L'IRCGN a été parmi les premiers sur le terrain, en réponse à la demande de la procureure générale d'Ukraine, pour enquêter sur les crimes de guerre. Nos gendarmes-enquêteurs disposent d'un laboratoire ADN et font un travail remarquable. Les Ukrainiens ont la compétence, mais sont débordés. Nous avons su répondre dans des délais très courts à une demande très précise.

La reprise des exportations est un vrai défi. L'Ukraine est une puissance agricole majeure. Or 100 millions de tonnes de blé et de produits agricoles sont bloquées à Odessa. Comment les sortir ? Faute de pouvoir passer par la mer, on cherche à passer par le Danube, ce qui est plus compliqué et plus lent.

Deuxième question : quid de la récolte de cette année ? Les agriculteurs ukrainiens - mais il y a aussi des Français - ont courageusement ensemencé les champs, malgré la pénurie de gasoil. Se pose le problème de la récolte dans la partie Ouest, alors que les silos sont encore pleins de la récolte précédente...

L'activité économique est bien sûr très affectée par la guerre. Il y a une aide internationale massive de l'Union européenne et de la France. L'Agence française de développement a consenti 300 millions d'euros de prêts, et le Président de la République a annoncé 200 millions supplémentaires. L'Union européenne, dans un geste sans précédent, a abaissé toutes les barrières douanières, y compris sur des produits protégés comme le poulet, pour favoriser au maximum l'économie ukrainienne.

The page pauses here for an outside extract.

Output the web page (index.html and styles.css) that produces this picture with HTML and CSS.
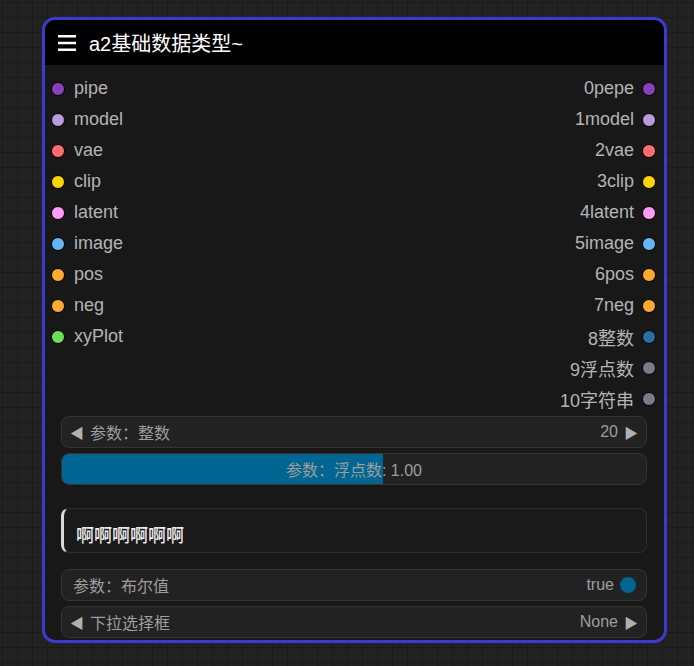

Vous m'interrogez sur l'état d'esprit de la population russophone. Celle-ci, censée être pro-russe, notamment à Kharkiv, s'est totalement détournée de la Russie à la suite de ses crimes et bombardements. Les partis pro-russes ont été discrédités, M. Medvedtchouk a été arrêté. Elle va donc certainement se chercher de nouveaux représentants pour consolider son appartenance à la nation ukrainienne.